= Brief =
Extract all lines that hold the string "code".

= Data shown =

+---+

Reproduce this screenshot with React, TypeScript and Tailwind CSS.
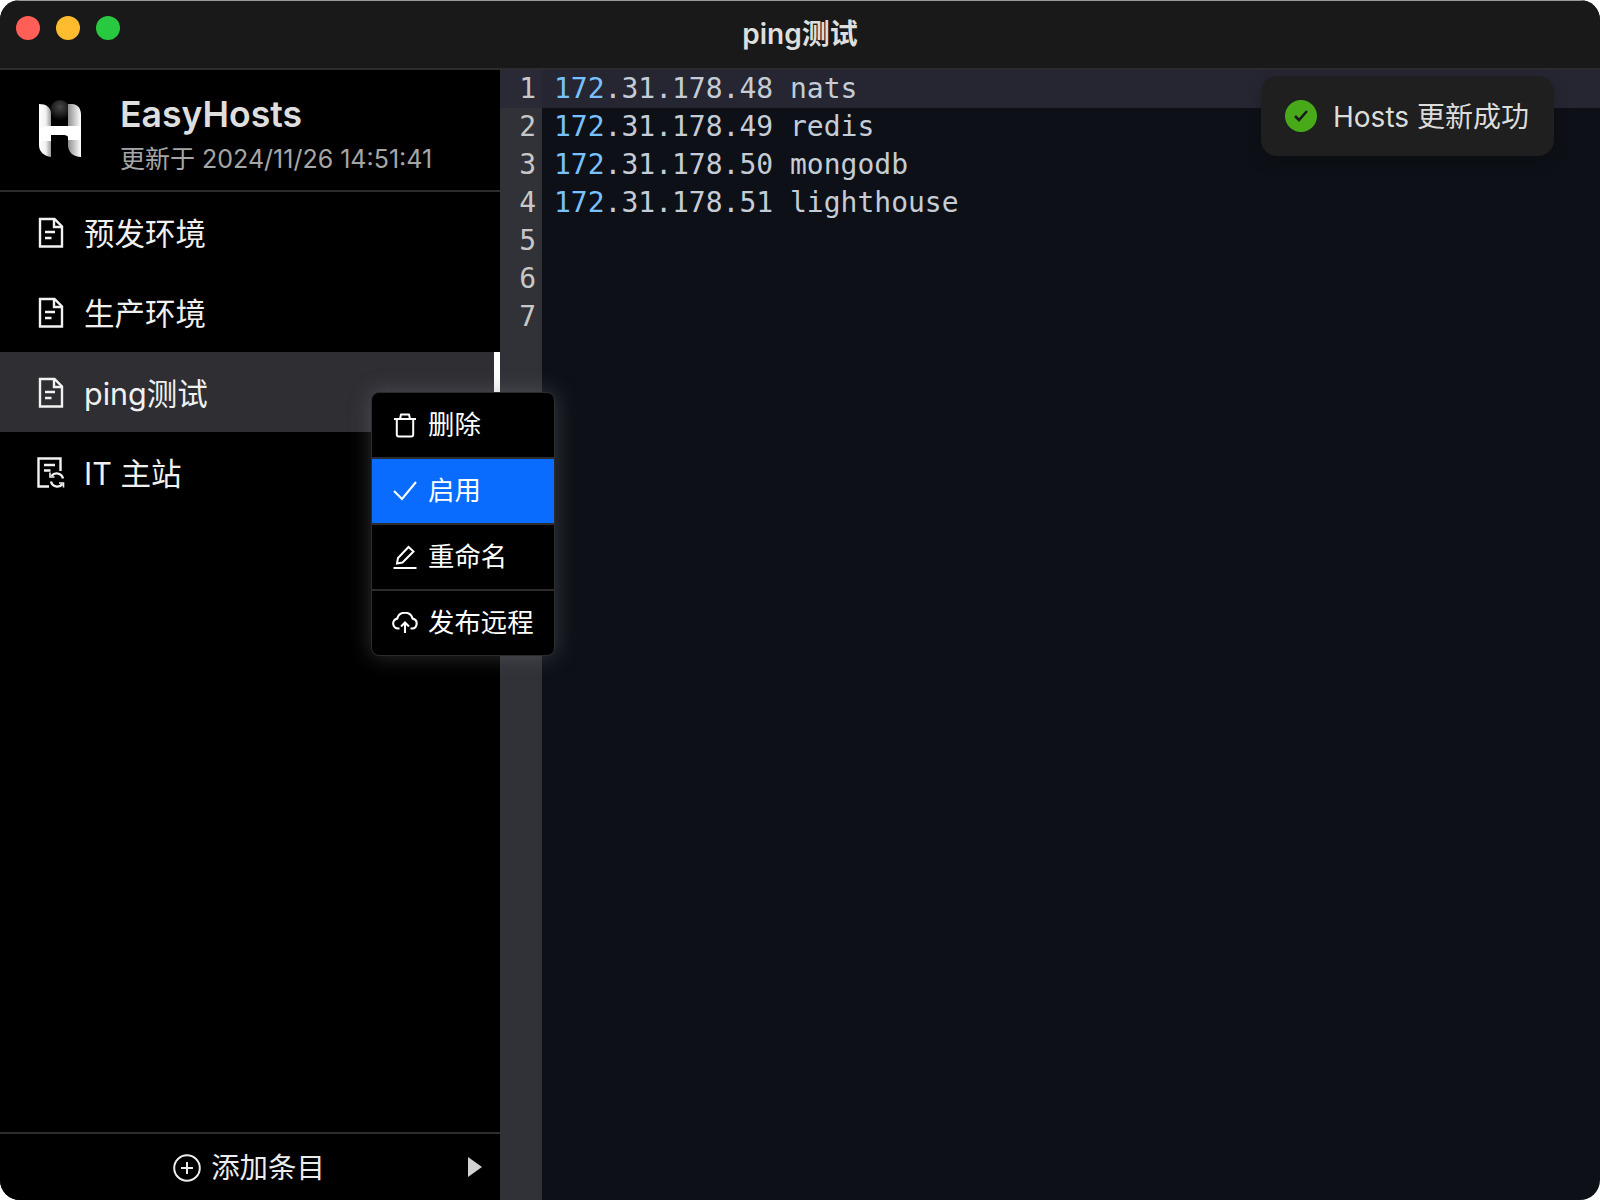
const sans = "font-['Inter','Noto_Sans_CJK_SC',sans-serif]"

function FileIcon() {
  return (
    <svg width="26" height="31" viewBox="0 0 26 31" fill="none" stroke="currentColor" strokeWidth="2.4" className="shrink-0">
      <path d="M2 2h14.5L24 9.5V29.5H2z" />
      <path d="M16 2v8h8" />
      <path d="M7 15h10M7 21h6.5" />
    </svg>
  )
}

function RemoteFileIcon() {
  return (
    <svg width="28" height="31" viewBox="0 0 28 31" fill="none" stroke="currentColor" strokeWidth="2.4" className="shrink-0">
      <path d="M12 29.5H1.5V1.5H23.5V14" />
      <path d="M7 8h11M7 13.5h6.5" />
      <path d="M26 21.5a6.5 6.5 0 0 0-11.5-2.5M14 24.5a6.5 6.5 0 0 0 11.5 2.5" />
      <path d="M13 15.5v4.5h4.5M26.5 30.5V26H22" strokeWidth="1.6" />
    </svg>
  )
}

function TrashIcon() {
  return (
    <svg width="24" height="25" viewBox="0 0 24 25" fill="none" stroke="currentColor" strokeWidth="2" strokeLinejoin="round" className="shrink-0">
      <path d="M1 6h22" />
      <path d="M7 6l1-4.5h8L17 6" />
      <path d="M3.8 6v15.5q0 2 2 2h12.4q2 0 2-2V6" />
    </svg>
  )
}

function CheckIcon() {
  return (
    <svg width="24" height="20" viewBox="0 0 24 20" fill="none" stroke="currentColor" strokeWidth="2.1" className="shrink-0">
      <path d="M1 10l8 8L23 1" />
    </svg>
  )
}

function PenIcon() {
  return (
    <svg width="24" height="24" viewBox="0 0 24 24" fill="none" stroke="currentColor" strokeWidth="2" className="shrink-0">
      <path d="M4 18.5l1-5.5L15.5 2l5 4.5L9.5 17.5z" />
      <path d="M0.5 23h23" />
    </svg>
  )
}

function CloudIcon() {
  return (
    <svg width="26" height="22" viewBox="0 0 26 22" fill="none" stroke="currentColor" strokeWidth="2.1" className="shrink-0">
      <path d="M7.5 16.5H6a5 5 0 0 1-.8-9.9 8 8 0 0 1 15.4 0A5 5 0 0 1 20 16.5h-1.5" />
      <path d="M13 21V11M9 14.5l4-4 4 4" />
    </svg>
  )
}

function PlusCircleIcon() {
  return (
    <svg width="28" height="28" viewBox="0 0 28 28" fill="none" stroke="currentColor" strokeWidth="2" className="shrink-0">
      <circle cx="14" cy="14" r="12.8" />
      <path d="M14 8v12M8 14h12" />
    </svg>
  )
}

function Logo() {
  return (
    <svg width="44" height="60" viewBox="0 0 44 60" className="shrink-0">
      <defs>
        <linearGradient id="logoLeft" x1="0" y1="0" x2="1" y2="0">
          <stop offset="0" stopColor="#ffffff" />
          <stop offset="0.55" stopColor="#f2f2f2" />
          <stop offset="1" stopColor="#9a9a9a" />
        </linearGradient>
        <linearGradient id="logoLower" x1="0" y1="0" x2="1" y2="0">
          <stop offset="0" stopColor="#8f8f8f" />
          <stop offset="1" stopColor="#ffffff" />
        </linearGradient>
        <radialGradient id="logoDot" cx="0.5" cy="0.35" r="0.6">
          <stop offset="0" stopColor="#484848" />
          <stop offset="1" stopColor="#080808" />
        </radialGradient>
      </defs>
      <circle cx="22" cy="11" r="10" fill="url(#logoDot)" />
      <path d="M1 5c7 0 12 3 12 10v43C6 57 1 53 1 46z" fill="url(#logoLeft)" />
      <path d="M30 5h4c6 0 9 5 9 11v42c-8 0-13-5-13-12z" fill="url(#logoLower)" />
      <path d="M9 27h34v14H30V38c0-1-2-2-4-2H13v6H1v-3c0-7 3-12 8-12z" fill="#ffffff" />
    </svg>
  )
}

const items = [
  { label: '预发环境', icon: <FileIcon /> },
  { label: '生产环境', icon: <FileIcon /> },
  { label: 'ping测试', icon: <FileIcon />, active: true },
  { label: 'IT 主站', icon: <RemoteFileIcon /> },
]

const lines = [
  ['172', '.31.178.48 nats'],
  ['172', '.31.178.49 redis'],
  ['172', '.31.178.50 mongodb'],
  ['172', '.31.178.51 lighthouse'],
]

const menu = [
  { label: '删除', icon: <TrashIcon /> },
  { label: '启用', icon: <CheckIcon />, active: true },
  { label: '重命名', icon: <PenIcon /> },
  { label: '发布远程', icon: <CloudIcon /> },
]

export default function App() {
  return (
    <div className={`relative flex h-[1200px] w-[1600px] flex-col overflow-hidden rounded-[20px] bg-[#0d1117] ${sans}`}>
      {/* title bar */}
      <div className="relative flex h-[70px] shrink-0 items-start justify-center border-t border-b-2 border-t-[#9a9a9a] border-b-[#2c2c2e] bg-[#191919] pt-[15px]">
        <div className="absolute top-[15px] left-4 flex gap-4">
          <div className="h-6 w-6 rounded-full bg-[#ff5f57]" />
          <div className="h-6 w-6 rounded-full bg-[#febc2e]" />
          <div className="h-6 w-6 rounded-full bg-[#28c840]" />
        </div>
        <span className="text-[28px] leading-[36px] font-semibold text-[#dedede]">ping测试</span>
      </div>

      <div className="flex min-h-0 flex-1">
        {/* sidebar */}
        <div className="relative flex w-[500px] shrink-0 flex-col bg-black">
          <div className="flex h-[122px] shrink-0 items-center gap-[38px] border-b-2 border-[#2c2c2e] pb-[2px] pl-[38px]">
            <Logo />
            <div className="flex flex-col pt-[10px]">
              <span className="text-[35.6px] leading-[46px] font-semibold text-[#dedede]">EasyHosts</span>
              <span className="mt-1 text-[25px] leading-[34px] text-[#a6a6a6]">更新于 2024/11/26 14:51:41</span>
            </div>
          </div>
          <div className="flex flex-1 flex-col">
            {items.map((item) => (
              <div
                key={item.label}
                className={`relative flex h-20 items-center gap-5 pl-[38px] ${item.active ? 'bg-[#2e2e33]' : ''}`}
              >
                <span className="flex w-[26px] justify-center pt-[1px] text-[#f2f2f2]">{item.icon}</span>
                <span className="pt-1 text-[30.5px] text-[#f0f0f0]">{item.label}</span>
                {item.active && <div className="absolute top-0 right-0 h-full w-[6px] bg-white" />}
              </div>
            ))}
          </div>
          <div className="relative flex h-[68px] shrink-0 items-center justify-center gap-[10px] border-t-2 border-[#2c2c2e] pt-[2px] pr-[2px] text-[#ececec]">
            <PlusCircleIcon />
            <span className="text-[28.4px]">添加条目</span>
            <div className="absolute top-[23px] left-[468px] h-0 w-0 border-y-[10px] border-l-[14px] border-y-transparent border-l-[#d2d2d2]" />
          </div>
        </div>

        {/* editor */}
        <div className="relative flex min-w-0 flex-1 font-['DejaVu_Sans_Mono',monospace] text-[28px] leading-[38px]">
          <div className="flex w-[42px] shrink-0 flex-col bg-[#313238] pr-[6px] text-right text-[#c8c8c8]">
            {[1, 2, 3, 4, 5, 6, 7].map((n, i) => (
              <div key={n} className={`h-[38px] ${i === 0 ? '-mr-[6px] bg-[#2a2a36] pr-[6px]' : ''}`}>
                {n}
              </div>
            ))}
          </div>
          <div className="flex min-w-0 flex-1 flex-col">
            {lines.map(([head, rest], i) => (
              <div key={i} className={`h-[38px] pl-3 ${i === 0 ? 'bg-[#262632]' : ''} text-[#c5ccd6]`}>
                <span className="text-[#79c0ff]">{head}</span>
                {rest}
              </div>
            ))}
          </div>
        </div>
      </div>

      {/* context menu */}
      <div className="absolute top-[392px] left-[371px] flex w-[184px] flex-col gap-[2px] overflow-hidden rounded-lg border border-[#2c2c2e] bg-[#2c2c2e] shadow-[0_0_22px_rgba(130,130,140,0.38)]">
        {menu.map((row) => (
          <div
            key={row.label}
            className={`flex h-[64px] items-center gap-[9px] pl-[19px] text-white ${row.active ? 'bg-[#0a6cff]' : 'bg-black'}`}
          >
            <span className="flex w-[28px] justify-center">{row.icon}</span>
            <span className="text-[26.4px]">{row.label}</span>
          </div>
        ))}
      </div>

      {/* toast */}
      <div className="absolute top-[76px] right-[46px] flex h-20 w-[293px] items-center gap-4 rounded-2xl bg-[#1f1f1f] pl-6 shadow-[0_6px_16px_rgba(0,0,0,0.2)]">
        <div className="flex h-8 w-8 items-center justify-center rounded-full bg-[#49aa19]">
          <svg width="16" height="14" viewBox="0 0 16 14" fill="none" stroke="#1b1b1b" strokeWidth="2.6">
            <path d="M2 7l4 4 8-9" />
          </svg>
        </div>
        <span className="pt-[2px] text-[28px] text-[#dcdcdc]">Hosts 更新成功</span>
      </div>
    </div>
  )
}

+---+

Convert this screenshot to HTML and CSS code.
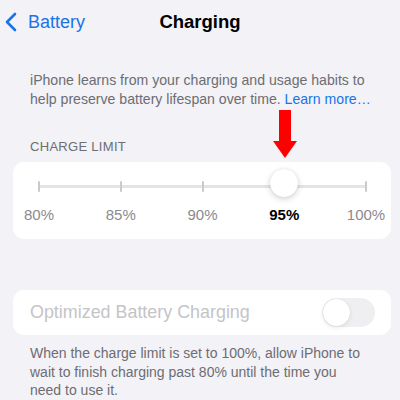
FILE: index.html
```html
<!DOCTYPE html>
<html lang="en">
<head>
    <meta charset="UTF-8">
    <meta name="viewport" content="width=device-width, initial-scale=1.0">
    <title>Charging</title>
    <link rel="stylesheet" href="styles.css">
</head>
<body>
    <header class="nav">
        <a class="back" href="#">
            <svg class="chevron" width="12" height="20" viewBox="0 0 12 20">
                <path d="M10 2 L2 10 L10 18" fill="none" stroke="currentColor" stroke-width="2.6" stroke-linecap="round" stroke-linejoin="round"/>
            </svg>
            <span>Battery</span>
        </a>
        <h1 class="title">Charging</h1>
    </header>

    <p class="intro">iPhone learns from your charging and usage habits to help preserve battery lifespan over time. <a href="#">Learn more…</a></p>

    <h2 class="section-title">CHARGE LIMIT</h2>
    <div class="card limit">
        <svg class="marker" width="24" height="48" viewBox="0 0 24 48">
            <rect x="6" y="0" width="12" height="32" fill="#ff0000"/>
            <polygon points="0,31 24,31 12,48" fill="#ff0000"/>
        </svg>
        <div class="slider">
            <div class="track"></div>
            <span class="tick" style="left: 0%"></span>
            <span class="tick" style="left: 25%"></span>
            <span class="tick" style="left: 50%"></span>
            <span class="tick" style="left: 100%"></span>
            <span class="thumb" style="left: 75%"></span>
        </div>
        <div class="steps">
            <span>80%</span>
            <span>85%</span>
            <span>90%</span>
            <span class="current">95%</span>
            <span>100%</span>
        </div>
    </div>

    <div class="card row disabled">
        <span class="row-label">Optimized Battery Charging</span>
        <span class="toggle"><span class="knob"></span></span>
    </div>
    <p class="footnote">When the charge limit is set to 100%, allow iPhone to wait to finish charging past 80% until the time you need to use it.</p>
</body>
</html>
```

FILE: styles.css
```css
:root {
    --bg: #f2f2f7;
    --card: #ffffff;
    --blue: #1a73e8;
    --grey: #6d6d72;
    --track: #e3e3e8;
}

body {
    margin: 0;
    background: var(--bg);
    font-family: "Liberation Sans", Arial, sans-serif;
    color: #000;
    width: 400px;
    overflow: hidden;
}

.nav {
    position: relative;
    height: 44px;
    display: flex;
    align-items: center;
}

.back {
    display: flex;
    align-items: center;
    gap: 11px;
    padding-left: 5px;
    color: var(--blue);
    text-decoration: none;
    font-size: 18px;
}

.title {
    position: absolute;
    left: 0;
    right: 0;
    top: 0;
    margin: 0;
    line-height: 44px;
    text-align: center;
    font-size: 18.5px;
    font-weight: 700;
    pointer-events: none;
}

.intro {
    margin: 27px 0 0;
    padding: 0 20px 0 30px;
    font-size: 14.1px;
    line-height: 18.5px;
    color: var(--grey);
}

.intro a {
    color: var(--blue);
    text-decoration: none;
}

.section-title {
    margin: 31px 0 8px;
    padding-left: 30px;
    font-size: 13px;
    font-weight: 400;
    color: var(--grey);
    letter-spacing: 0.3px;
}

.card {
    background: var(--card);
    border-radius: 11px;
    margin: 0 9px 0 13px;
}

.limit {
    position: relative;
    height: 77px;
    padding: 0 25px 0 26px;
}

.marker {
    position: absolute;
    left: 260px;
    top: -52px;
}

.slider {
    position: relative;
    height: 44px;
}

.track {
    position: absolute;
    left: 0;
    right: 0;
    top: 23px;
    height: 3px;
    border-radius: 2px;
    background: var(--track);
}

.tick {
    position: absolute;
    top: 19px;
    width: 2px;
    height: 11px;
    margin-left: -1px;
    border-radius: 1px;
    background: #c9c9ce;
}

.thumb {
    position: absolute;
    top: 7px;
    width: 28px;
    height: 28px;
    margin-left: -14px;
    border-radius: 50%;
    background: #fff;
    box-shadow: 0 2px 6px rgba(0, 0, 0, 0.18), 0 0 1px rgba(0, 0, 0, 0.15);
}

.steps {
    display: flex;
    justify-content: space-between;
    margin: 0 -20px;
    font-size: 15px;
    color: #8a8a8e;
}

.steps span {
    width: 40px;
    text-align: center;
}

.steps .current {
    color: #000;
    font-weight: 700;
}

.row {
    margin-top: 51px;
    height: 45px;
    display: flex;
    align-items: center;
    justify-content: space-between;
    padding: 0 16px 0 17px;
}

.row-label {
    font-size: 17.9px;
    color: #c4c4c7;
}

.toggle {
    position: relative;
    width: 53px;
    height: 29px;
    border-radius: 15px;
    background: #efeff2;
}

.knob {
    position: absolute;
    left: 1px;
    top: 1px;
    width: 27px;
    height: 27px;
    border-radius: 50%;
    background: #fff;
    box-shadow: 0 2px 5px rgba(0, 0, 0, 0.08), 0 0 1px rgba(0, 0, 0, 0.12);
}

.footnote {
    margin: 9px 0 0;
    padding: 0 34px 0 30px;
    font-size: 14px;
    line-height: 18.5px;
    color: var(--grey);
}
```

+---+

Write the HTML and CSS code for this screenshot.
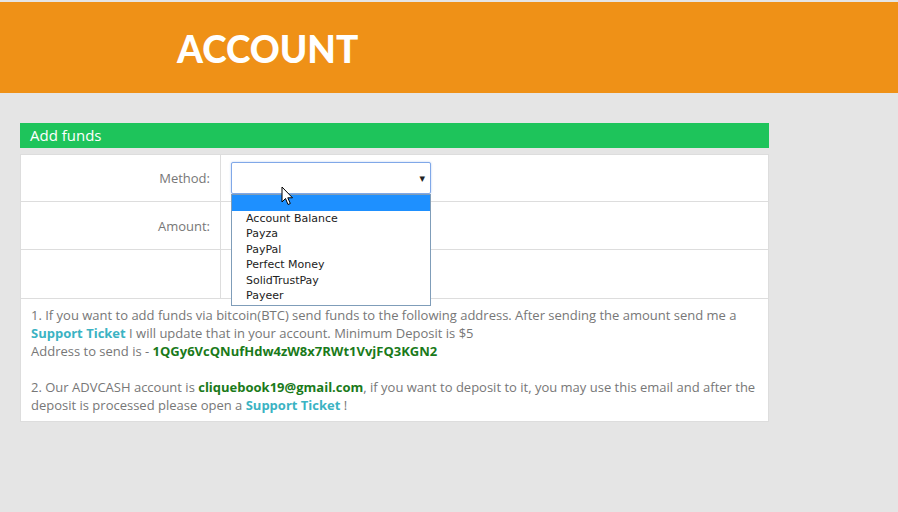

+---+

= Answer to this task =
Convert this screenshot to HTML and CSS code.
Write the HTML and CSS code for this screenshot.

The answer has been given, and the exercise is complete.